Adjusted R-squared is more appropriate when we're comparing models with different numbers of predictors. It helps us to determine if the additional predictors actually improve the model's fit and explain variability, considering the potential risk of overfitting.

#### Q4. What are RMSE, MSE, and MAE in the context of regression analysis? How are these metrics calculated, and what do they represent?

* **RMSE (Root Mean Squared Error):** The square root of the average of squared differences between predicted and actual values. It penalizes larger errors more heavily.
* **MSE (Mean Squared Error):** The average of squared differences between predicted and actual values.
* **MAE (Mean Absolute Error):** The average of absolute differences between predicted and actual values.

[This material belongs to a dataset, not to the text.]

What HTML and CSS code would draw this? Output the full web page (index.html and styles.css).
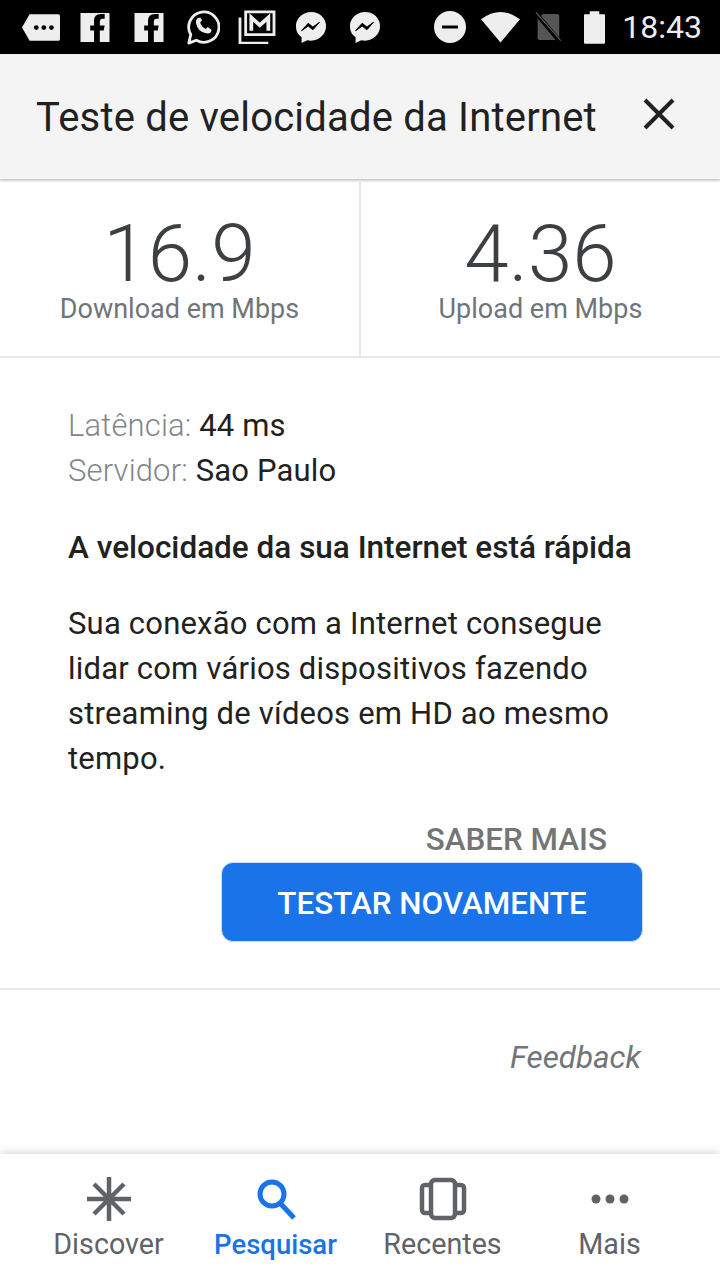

#### Q5. Discuss the advantages and disadvantages of using RMSE, MSE, and MAE as evaluation metrics in regression analysis.

* **Advantages:**
    * All three metrics are common and easy to understand.
    * RMSE and MSE give more weight to larger errors, which might be important in some applications.
    * MAE is more robust to outliers.

* **Disadvantages:**
    * All metrics don't directly indicate whether errors are overestimates or underestimates.
    * RMSE and MSE can be sensitive to outliers.
    * The choice of metric depends on the specific problem and the emphasis on different types of errors.

#### Q6. Explain the concept of Lasso regularization. How does it differ from Ridge regularization, and when is it more appropriate to use?

*Lasso (Least Absolute Shrinkage and Selection Operator) regularization* adds a penalty term to the linear regression cost function that's proportional to the absolute values of the regression coefficients. It can drive some coefficients to exactly zero, effectively performing feature selection.

#### Q7. How do regularized linear models help to prevent overfitting in machine learning? Provide an example to illustrate.

Regularization techniques like Lasso and Ridge add a penalty to the magnitude of the coefficients, preventing them from becoming too large. This helps in reducing overfitting by simplifying the model and avoiding fitting noise in the data.

    Example: In a linear regression predicting house prices, regularization can shrink the coefficients of less relevant features, preventing them from exerting excessive influence on the predictions.

#### Q8. Discuss the limitations of regularized linear models and explain why they may not always be the best choice for regression analysis.

* Choice of hyperparameters (like the regularization strength) can be challenging and might require cross-validation.
* Regularization might oversimplify the model by pushing some coefficients too close to zero, potentially ignoring important variables.
* In cases where all predictors are relevant, regularization might not be the best choice.

#### Q9. You are comparing the performance of two regression models using different evaluation metrics. Model A has an RMSE of 10, while Model B has an MAE of 8. Which model would you choose as the better performer, and why? Are there any limitations to your choice of metric?

Both RMSE and MAE measure prediction accuracy, but RMSE penalizes larger errors more. In our case, Model B with an MAE of 8 is likely the better performer, as it indicates smaller average errors. However, the choice depends on the problem's specifics and the importance of different types of errors.

#### Q10. You are comparing the performance of two regularized linear models using different types of regularization. Model A uses Ridge regularization with a regularization parameter of 0.1, while Model B uses Lasso regularization with a regularization parameter of 0.5. Which model would you choose as the better performer, and why? Are there any trade-offs or limitations to your choice of regularization method?

Choosing between Ridge and Lasso depends on the situation. Model A (Ridge) with a regularization parameter of 0.1 might be preferred if we suspect all predictors are relevant but need some degree of regularization. Model B (Lasso) with a regularization parameter of 0.5 is more appropriate if we suspect that many predictors are irrelevant and can be effectively removed.

Trade-offs: Ridge tends to shrink coefficients towards zero without making them exactly zero, while Lasso can lead to some coefficients being exactly zero, effectively performing feature selection. This trade-off affects model interpretability and complexity.